Now make a config file for wifi in /etc/netctl/ by copying the wireless_wpa_configsection configuration from the examples directory

cp /etc/netctl/examples/wireless-wpa-configsection /etc/netctl/wireless_wpa_configsection

There are other wpa config files in the examples directories, but the configsection configuration is the only format that can be loaded automatically at boot.

Also, please notice the hyphens in the copy to name have been replaced with underscores.  If you do not change the hyphens, you may get cryptic errors and your wifi configuration will not work.  Apparently this has to do with how hyphens are (mis)handled.

You can use wpa_passphrase to generate the required wpa_supplicant config data like so

wpa_passphrase SSID PASSWORD

This will output the required configuration.   I hope your password is better than the one in the screenshot.

Copy this data and place it in wireless_wpa_configsection

nano /etc/netctl/wireless_wpa_configsection

Note the single quotes around the configuration keys in the screenshot.

To test your configuration, issue the following commands

netctl start wireless_wpa_configsection
ifconfig

If you receive an error, check the status as instructed in the message.  The first time I tried to connect, it timed out; however, attempting to start netctl again worked.

If all goes well, you should see an entry for wlan0 with an ip address.  If not, double check the configuration file and ensure your SSID and password are correct.  If you have a router that broadcasts on both 2.4 Ghz and 5 Ghz, be sure and use the SSID in use on the 2.4 Ghz spectrum as the Ada Fruit adapter is 2.4 Ghz.

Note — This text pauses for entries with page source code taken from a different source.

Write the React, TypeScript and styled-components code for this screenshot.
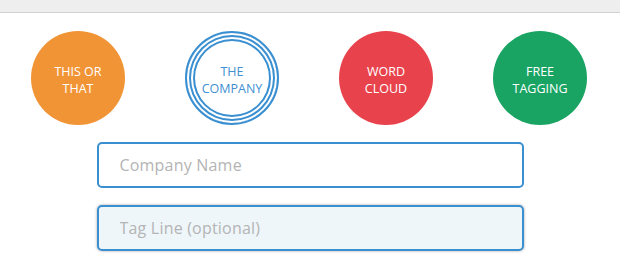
import styled, { createGlobalStyle } from 'styled-components'

const GlobalStyle = createGlobalStyle`
  html, body {
    margin: 0;
    padding: 0;
    background: #ffffff;
    font-family: 'Open Sans', 'Liberation Sans', sans-serif;
  }
`

const Page = styled.div`
  width: 620px;
  height: 274px;
  overflow: hidden;
`

const TopBar = styled.div`
  height: 12px;
  background: #eeeeee;
  border-bottom: 1px solid #d2d2d2;
`

const CircleRow = styled.div`
  display: flex;
  justify-content: center;
  gap: 60px;
  margin-top: 18px;
  padding-right: 2px;
`

const Circle = styled.div<{ $bg?: string; $ringed?: boolean }>`
  width: 94px;
  height: 94px;
  box-sizing: border-box;
  border-radius: 50%;
  display: flex;
  align-items: center;
  justify-content: center;
  padding-top: 3px;
  text-align: center;
  font-size: 12.5px;
  line-height: 17px;
  text-transform: uppercase;
  background: ${(p) => (p.$ringed ? '#ffffff' : p.$bg)};
  color: ${(p) => (p.$ringed ? '#3f8fd2' : '#ffffff')};
  border: ${(p) => (p.$ringed ? '2px solid #3a8fd0' : 'none')};
  box-shadow: ${(p) =>
    p.$ringed
      ? 'inset 0 0 0 2px #fff, inset 0 0 0 4px #3a8fd0, inset 0 0 0 6px #fff, inset 0 0 0 8px #3a8fd0'
      : 'none'};
`

const Form = styled.div`
  width: 427px;
  margin: 17px auto 0;
  display: flex;
  flex-direction: column;
  gap: 17px;
`

const Input = styled.input<{ $tinted?: boolean }>`
  box-sizing: border-box;
  width: 100%;
  height: 46px;
  padding: 0 21px;
  border: 2px solid #3a8fd0;
  border-radius: 5px;
  font-family: 'Open Sans', 'Liberation Sans', sans-serif;
  font-size: 16px;
  letter-spacing: 0.2px;
  color: #555;
  outline: none;
  background: ${(p) => (p.$tinted ? '#eef6fa' : '#ffffff')};
  box-shadow: ${(p) => (p.$tinted ? '0 0 3px rgba(0, 0, 0, 0.35)' : 'none')};

  &::placeholder {
    color: #b4b4b4;
  }
`

const circles = [
  { label: ['This or', 'that'], bg: '#f19436' },
  { label: ['The', 'Company'], ringed: true },
  { label: ['Word', 'Cloud'], bg: '#e8434c' },
  { label: ['Free', 'Tagging'], bg: '#19a463' },
]

export default function App() {
  return (
    <Page>
      <GlobalStyle />
      <TopBar />
      <CircleRow>
        {circles.map((c) => (
          <Circle key={c.label.join(' ')} $bg={c.bg} $ringed={c.ringed}>
            <span>
              {c.label[0]}
              <br />
              {c.label[1]}
            </span>
          </Circle>
        ))}
      </CircleRow>
      <Form>
        <Input placeholder="Company Name" />
        <Input $tinted placeholder="Tag Line (optional)" />
      </Form>
    </Page>
  )
}
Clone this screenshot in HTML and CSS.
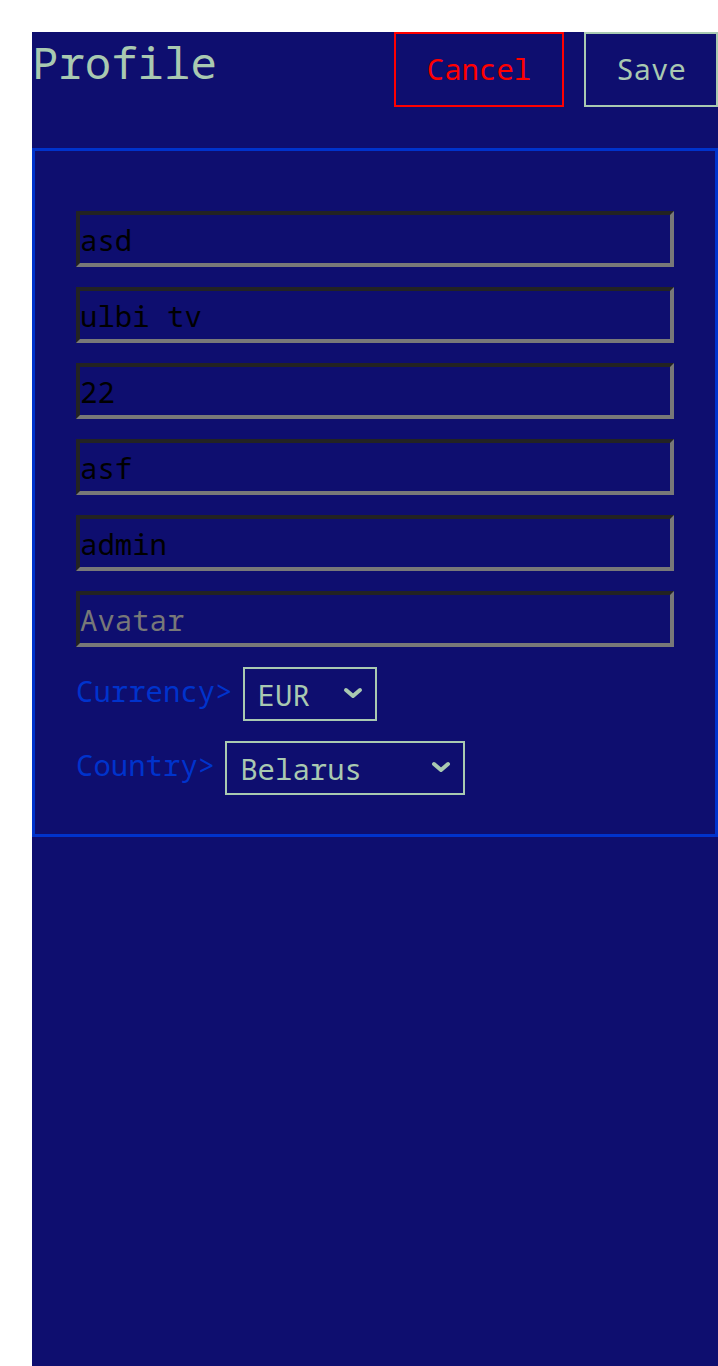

With everything working, you can set wifi to start at boot with

systemctl enable netctl-auto@wlan0.service

As long as you do not fully power off the board (ie by holding the power button for greater than 8 seconds, by issuing the poweroff command, or by losing power) wifi will automatically reconnect.  In other words, if you reboot the board everything will be fine.  If the power is interrupted, wifi most likely will not automatically reconnect.

This is because the real time clock (RTC) on the Beagle Bone Black does not have a battery backup.  When you power off the board, the RTC is reset.  This causes wpa_supplicant to fail timestamp checks.  I am currently looking at two solutions to this problem.

  1. Using fake hardware clock to periodically save the time to a file and reload it at boot
  2. Using a battery backed RTC over SPI or I2C to maintain the time when the board is powered off

 

Depending on your needs, solution 1 may not be an option.  I will update these instructions after I have tested both.

1Unless you have installed and configured USB Gadet, but that is a topic for another post.
2In this post, I assume you are using DHCP.  If not, use the static IP address config files.